== DATA SUPPLIED ==

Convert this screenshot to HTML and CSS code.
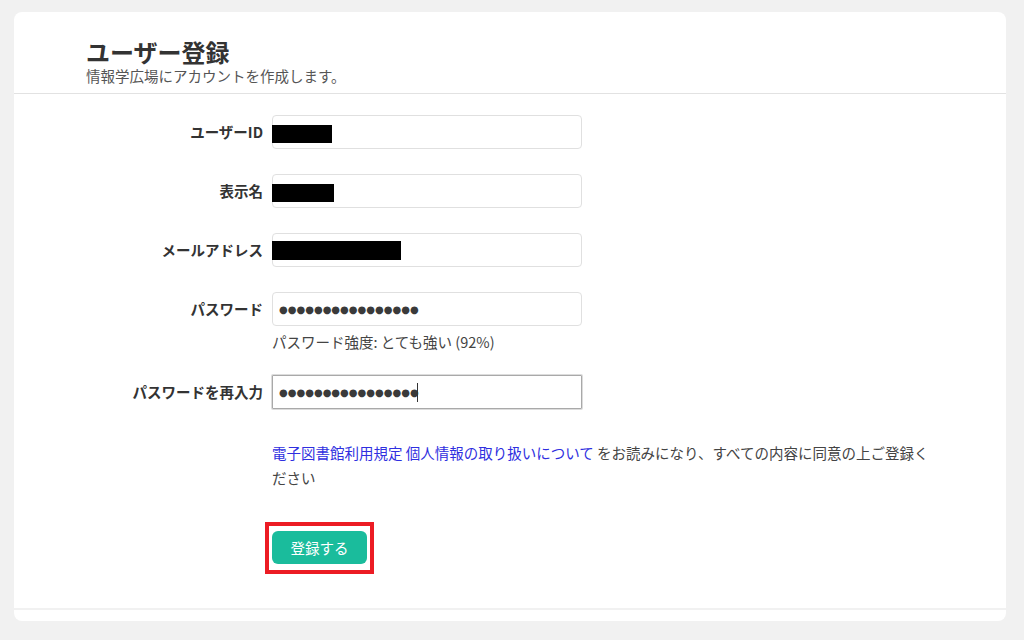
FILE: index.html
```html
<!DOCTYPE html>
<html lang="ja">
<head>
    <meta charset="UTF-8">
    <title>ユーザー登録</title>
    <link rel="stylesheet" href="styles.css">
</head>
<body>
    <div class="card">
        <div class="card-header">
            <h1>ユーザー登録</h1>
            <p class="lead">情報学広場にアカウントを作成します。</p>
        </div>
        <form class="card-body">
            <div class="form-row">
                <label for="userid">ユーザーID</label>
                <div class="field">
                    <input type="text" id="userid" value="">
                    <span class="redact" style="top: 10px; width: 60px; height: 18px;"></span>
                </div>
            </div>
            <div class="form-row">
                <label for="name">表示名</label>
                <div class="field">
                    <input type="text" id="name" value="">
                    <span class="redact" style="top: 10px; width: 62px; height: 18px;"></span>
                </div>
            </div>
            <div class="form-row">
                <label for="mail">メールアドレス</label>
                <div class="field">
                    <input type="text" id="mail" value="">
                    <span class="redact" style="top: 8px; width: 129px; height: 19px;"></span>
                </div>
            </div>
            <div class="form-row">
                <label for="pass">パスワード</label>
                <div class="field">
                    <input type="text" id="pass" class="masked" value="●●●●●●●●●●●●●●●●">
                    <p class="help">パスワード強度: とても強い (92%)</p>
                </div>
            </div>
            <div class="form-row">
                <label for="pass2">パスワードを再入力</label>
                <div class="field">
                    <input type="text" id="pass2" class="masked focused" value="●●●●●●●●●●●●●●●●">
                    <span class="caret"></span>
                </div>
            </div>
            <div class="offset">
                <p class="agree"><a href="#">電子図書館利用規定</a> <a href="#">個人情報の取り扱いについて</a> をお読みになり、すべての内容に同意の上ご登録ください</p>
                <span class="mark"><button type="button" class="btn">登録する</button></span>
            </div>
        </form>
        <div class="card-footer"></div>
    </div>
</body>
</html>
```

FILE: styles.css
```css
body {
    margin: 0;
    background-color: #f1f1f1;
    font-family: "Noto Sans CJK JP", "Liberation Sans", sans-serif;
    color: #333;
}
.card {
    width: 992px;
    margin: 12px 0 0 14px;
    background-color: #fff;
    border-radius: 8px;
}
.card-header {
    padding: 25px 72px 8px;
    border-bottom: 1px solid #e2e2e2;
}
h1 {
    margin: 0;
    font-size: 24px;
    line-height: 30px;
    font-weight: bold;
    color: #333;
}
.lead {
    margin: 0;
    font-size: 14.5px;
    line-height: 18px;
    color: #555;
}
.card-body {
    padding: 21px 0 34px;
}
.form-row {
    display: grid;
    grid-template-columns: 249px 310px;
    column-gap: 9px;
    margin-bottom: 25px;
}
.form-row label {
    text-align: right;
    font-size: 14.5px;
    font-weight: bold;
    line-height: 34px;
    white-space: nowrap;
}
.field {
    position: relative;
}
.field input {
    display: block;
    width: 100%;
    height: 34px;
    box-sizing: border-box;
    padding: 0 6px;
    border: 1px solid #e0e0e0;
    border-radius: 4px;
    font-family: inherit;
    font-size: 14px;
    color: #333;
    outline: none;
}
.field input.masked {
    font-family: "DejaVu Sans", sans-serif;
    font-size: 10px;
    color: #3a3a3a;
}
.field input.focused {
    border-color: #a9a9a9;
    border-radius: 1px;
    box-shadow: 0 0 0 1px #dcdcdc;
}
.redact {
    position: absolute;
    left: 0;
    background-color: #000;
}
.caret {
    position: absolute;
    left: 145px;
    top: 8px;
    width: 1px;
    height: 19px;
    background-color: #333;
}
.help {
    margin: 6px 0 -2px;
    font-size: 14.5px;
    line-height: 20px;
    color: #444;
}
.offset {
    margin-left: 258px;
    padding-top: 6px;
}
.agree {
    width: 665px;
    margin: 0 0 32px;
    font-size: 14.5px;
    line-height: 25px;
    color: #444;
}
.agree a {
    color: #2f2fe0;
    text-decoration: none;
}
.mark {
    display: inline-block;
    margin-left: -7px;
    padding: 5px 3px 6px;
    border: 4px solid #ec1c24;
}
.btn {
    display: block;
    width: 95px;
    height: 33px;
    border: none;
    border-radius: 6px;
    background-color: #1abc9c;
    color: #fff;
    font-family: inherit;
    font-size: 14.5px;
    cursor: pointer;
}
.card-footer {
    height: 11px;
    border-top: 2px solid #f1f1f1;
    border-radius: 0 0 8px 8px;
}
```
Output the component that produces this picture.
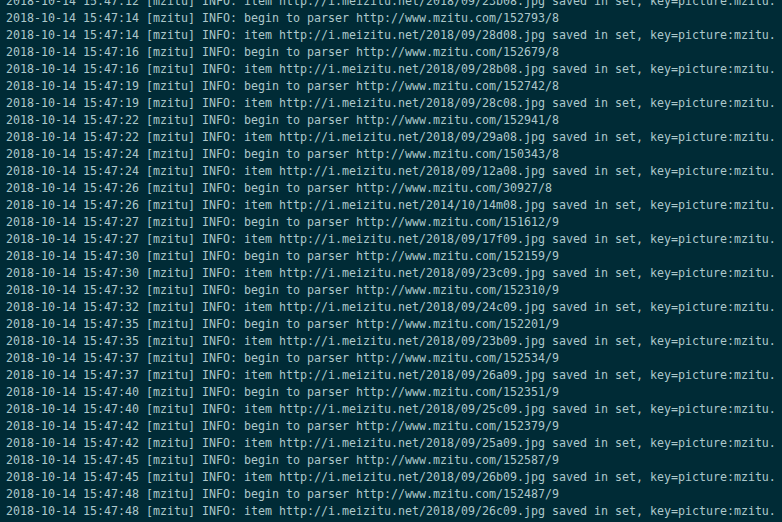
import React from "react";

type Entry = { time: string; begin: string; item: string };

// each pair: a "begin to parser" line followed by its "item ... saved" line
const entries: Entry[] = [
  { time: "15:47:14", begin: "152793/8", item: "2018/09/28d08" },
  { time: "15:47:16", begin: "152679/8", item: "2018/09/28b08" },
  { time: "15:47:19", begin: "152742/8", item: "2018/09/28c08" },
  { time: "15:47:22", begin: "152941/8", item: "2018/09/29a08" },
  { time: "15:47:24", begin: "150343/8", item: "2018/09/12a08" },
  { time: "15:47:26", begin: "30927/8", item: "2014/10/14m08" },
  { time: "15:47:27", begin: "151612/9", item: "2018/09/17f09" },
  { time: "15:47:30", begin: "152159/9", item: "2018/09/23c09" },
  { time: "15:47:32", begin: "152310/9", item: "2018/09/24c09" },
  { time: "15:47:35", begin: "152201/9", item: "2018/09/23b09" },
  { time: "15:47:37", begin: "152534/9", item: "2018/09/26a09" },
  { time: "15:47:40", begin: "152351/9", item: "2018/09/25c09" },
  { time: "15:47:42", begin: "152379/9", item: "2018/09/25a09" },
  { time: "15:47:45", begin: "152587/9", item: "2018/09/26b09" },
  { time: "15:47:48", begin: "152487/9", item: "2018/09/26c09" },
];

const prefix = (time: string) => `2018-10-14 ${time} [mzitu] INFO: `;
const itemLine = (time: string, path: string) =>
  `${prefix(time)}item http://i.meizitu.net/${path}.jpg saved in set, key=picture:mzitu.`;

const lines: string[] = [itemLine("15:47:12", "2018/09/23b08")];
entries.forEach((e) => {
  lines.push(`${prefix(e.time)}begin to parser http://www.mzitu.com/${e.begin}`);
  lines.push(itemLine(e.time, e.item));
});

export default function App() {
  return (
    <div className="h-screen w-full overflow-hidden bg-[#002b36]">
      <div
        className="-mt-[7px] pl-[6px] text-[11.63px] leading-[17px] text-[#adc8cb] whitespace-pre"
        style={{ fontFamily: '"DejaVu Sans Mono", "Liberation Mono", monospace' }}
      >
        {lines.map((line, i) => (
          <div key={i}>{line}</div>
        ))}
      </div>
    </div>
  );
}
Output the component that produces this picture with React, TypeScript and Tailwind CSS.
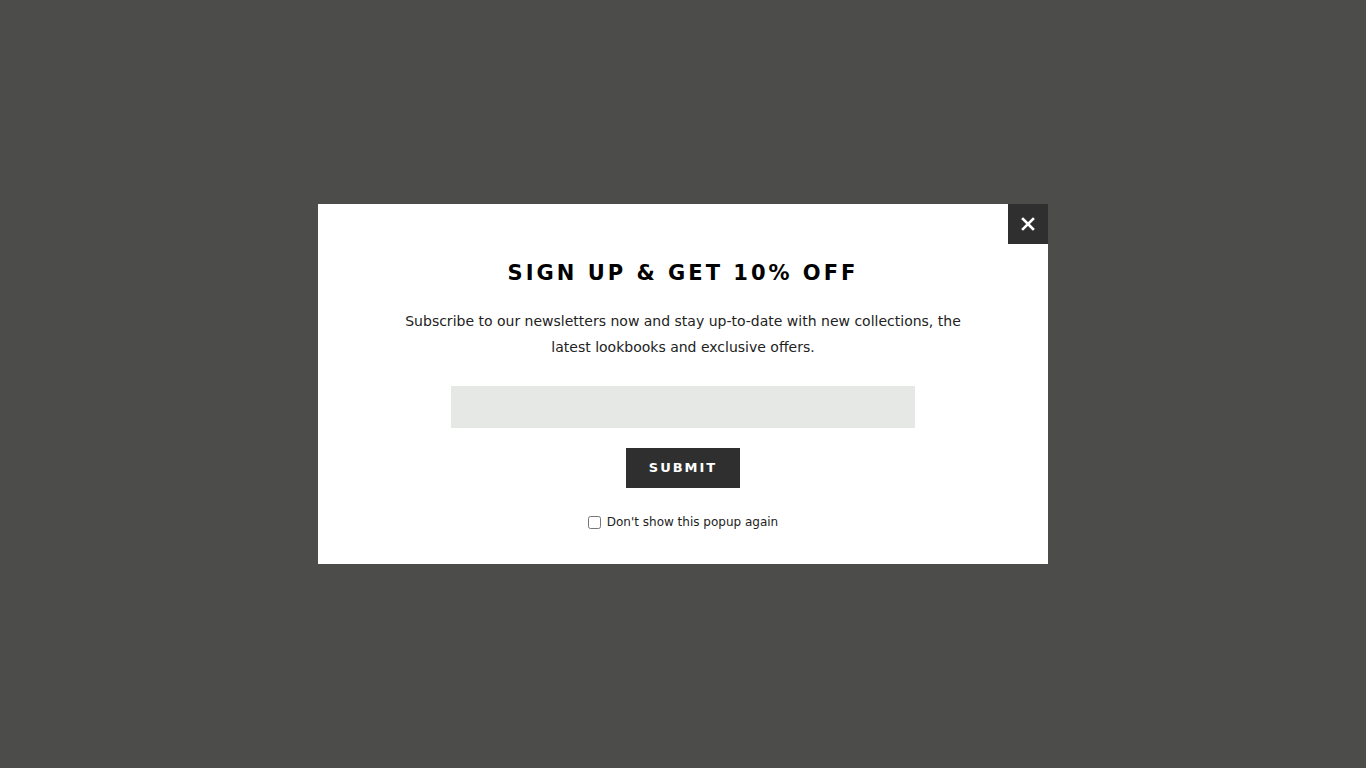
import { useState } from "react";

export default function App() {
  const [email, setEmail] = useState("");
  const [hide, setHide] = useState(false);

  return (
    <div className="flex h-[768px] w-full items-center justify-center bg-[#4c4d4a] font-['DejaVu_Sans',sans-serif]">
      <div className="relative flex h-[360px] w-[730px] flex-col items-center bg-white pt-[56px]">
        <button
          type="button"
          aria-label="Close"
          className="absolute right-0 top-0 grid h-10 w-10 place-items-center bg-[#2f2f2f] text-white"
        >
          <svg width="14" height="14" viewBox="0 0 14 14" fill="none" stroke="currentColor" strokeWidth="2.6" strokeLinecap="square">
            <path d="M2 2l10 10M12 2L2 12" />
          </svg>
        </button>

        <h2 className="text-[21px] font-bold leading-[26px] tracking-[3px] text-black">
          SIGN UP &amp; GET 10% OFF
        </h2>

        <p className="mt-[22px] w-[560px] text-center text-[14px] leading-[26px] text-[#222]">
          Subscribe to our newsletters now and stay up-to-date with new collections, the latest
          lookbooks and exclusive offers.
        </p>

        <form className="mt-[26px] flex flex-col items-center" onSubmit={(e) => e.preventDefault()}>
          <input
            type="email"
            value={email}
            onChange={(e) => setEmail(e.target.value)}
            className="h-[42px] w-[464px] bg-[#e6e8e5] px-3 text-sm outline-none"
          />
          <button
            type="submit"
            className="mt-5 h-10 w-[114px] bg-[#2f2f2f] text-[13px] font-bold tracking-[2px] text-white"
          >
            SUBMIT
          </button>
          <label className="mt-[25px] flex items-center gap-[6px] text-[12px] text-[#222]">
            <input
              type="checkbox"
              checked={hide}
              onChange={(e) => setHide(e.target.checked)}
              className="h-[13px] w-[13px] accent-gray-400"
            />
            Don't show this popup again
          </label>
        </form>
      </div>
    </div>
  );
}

===

* [EXERCISE REQUIREMENTS]:
Which lines hold the string "that"? List them all.

* [PROBLEM SOLUTION]:
Output the component that produces this picture.
Output the component that produces this picture with React, TypeScript and Tailwind CSS.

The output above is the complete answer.